Bob Gehrke

No. 83
- Position: End

Personal information
- Born: September 12, 1924 Long Island, New York, USA
- Died: April 6, 1976 (aged 51) Mineola, New York, U.S.
- Listed height: 6 ft 2 in (1.88 m)
- Listed weight: 190 lb (86 kg)

Career information
- High school: Sewanhaka (Floral Park, New York)
- College: Columbia
- NFL draft: 1948: 4th round, 24th overall pick

Career history
- New York Giants (1948);

Career NFL statistics
- Receptions: 9
- Receiving yards: 109
- Touchdowns: 1
- Stats at Pro Football Reference

= Bruce Gehrke =

American football player (1924–1976)

Bruce Gehrke (September 12, 1924 – April 6, 1976) was a three sport star Ivy League Hall of Famer, former professional football player for New York Giants in the National Football League (NFL) and a winning coach. He won national championship (NCAA) titles in Baseball, Basketball and Football with the Columbia Lions where he was the most valuable and popular player.

==Early life==
Gehrke was born in Long Island, New York and attended Sewanhaka High School in Floral Park, Long Island before attending Columbia University in September 1942. In his first year, he starred on the varsity football, basketball and baseball teams.

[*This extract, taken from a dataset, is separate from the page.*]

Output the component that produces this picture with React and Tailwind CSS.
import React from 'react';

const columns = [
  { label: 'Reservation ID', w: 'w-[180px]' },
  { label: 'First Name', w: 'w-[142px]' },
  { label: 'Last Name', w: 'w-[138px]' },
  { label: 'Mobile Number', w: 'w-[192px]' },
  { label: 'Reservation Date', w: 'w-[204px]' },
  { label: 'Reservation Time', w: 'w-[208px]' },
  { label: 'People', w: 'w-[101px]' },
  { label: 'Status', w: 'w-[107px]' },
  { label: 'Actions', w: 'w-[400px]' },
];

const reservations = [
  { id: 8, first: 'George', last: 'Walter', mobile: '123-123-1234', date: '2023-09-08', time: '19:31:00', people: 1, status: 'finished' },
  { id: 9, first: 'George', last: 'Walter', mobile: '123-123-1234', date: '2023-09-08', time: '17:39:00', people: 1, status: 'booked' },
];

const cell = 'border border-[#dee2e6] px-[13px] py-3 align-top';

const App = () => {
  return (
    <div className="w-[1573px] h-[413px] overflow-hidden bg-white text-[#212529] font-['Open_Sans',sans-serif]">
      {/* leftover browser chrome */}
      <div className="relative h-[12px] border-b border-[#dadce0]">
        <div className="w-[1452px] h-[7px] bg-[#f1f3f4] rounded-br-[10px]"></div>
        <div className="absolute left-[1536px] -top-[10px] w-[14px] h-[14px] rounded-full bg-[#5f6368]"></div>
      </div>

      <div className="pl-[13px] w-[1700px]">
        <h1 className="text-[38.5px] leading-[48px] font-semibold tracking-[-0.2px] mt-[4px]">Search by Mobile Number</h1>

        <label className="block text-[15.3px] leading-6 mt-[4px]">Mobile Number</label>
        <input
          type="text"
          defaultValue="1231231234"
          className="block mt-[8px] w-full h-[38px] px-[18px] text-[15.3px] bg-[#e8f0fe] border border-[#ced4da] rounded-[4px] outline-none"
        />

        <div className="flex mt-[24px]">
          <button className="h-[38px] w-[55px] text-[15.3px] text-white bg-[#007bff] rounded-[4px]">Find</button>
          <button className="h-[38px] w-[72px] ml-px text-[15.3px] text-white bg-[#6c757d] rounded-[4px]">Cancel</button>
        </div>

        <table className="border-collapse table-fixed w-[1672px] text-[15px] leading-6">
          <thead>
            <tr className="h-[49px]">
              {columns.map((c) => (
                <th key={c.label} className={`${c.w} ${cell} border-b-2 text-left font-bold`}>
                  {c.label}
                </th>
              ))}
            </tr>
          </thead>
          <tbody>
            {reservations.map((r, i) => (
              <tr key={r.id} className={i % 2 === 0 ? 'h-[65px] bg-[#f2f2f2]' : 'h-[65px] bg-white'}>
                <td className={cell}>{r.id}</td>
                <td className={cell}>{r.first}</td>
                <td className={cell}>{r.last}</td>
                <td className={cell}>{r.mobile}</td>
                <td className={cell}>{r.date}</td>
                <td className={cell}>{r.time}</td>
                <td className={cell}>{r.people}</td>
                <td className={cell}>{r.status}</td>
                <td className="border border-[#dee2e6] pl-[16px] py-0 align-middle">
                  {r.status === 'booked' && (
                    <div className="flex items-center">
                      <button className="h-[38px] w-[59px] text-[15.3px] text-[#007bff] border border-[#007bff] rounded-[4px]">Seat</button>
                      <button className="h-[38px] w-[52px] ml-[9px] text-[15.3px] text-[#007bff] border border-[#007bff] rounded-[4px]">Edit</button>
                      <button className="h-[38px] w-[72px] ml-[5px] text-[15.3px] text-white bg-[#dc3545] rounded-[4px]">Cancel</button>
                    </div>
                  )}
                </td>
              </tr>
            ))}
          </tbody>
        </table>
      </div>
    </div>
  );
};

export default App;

The following year, Gehrke played shortstop for Columbia’s 1944 championship baseball team, while training for the Navy. Hugely popular among his teammates and fellow students, Gehrke had that intangible flair for color that made him a crowd pleaser. His play, in every sport, was daring and spectacular, yet he was as crafty a competitor as anyone could have been. Gehrke was also the coach of his fraternity basketball team in intramural play. He took a break from college when he spent a year with the Navy overseas in Okinawa during World War II. He returned to Columbia for his junior year in September 1946.

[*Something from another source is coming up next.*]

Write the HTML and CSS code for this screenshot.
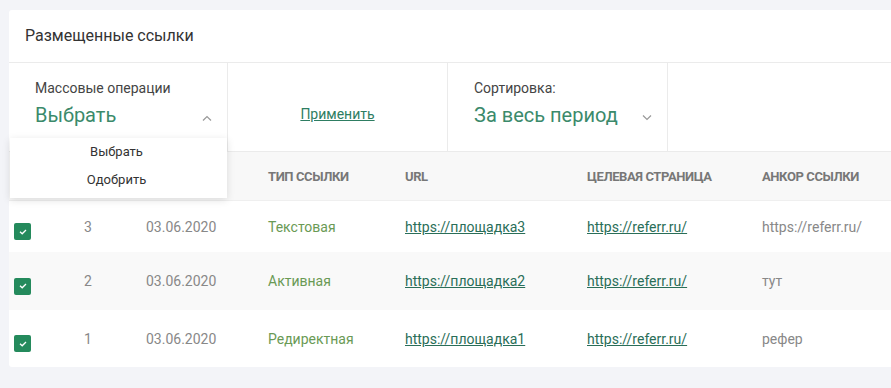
FILE: index.html
```html
<!DOCTYPE html>
<html lang="ru">
<head>
<meta charset="utf-8">
<link rel="stylesheet" href="styles.css">
</head>
<body>
<div class="card">
  <div class="card-title">Размещенные ссылки</div>
  <div class="filters">
    <div class="filter">
      <div class="label">Массовые операции</div>
      <div class="select">
        <span class="value">Выбрать</span>
        <svg class="chev" width="10" height="6" viewBox="0 0 10 6"><path d="M1 5.5L5 1.5L9 5.5" fill="none" stroke="#999" stroke-width="1.2"/></svg>
      </div>
      <div class="menu">
        <div class="menu-item">Выбрать</div>
        <div class="menu-item">Одобрить</div>
      </div>
    </div>
    <div class="filter apply"><a class="apply-link">Применить</a></div>
    <div class="filter">
      <div class="label">Сортировка:</div>
      <div class="select">
        <span class="value">За весь период</span>
        <svg class="chev" width="10" height="6" viewBox="0 0 10 6"><path d="M1 0.5L5 4.5L9 0.5" fill="none" stroke="#999" stroke-width="1.2"/></svg>
      </div>
    </div>
    <div class="filter last"></div>
  </div>
  <div class="table">
    <div class="row head">
      <div></div><div></div><div></div><div>ТИП ССЫЛКИ</div><div>URL</div><div>ЦЕЛЕВАЯ СТРАНИЦА</div><div>АНКОР ССЫЛКИ</div>
    </div>
    <div class="row">
      <div class="cb-cell"><span class="cb"><svg width="8" height="6" viewBox="0 0 8 6"><path d="M1 2.8L3.2 4.8L7 1" fill="none" stroke="#fff" stroke-width="1.3"/></svg></span></div>
      <div class="muted">3</div><div class="muted">03.06.2020</div><div class="type">Текстовая</div>
      <div><a class="link">https://площадка3</a></div><div><a class="link">https://referr.ru/</a></div><div class="muted">https://referr.ru/</div>
    </div>
    <div class="row alt">
      <div class="cb-cell"><span class="cb"><svg width="8" height="6" viewBox="0 0 8 6"><path d="M1 2.8L3.2 4.8L7 1" fill="none" stroke="#fff" stroke-width="1.3"/></svg></span></div>
      <div class="muted">2</div><div class="muted">03.06.2020</div><div class="type">Активная</div>
      <div><a class="link">https://площадка2</a></div><div><a class="link">https://referr.ru/</a></div><div class="muted">тут</div>
    </div>
    <div class="row">
      <div class="cb-cell"><span class="cb"><svg width="8" height="6" viewBox="0 0 8 6"><path d="M1 2.8L3.2 4.8L7 1" fill="none" stroke="#fff" stroke-width="1.3"/></svg></span></div>
      <div class="muted">1</div><div class="muted">03.06.2020</div><div class="type">Редиректная</div>
      <div><a class="link">https://площадка1</a></div><div><a class="link">https://referr.ru/</a></div><div class="muted">рефер</div>
    </div>
  </div>
</div>
</body>
</html>
```
FILE: styles.css
```css
html, body {
  margin: 0;
  padding: 0;
  background: #f3f4f8;
  overflow: hidden;
  font-family: Roboto, "Noto Sans", sans-serif;
}
body {
  padding: 10px 0 0 9px;
}
.card {
  width: 900px;
  background: #fff;
  border-radius: 3px 0 0 3px;
}
.card-title {
  height: 53px;
  box-sizing: border-box;
  padding: 16px 0 0 16px;
  font-size: 16px;
  color: #333;
  border-bottom: 1px solid #ebebeb;
}
.filters {
  display: grid;
  grid-template-columns: 219px 220px 220px 1fr;
  height: 88px;
}
.filter {
  position: relative;
  border-right: 1px solid #ebebeb;
  padding: 17px 15px 0 26px;
}
.filter.last { border-right: none; }
.label {
  font-size: 14px;
  color: #444;
  line-height: 17px;
}
.select {
  display: flex;
  align-items: center;
  justify-content: space-between;
  margin-top: 5px;
}
.value {
  font-size: 20px;
  color: #3b8a6b;
  line-height: 26px;
}
.chev { margin-top: 6px; }
.apply {
  display: flex;
  justify-content: center;
  padding: 43px 0 0 0;
}
.apply-link {
  font-size: 14px;
  color: #2e7d62;
  text-decoration: underline;
  line-height: 17px;
  height: 17px;
}
.menu {
  position: absolute;
  left: 1px;
  top: 75px;
  width: 217px;
  height: 60px;
  background: #fff;
  box-shadow: 0 2px 8px rgba(0,0,0,0.12);
  z-index: 2;
  padding: 0 4px 0 0;
  box-sizing: border-box;
}
.menu-item {
  text-align: center;
  font-size: 13px;
  color: #333;
  line-height: 28px;
}
.row {
  display: grid;
  grid-template-columns: 70px 62px 122px 137px 182px 175px 1fr;
  padding-left: 5px;
  align-items: center;
  font-size: 14px;
}
.row.head {
  height: 50px;
  background: #f8f8f8;
  border-top: 1px solid #ebebeb;
  border-bottom: 1px solid #efefef;
  box-sizing: border-box;
  font-size: 13px;
  font-weight: bold;
  color: #777;
  letter-spacing: -0.4px;
}
.row:not(.head) { height: 54px; }
.row:nth-child(2) { height: 51px; }
.row:nth-child(3) { height: 58px; }
.row:nth-child(4) { height: 57px; }
.row.alt { background: #f9f9f9; }
.muted { color: #888; }
.type { color: #6a9a55; }
.link {
  color: #2a6e58;
  text-decoration: underline;
}
.cb-cell { padding-top: 10px; }
.cb {
  display: flex;
  align-items: center;
  justify-content: center;
  width: 17px;
  height: 17px;
  background: #248a5c;
  border-radius: 2px;
}
```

==Twelve Varsity Letters and Hall of Fame==
Gehrke earned 12 varsity letters at Columbia University, competing in football, basketball and baseball.[2] In his senior year, he contributed to Columbia’s 21–20 victory over Army. He graduated in 1948, having been part of teams that won one baseball league title and two basketball league titles.

On October 2, 2008 Gehrke was inducted into hall of fame as a three sport star for the Columbia Lions.

==National Football League==
Gehrke eventually went on to play for his hometown New York Giants in National Football League and later became a winning coach for over 25 years coaching high school football, basketball, and baseball at Mineola, on his native Long Island. Gehrke was drafted by New York Giants in the 4th round (24th overall) of the 1948 NFL draft.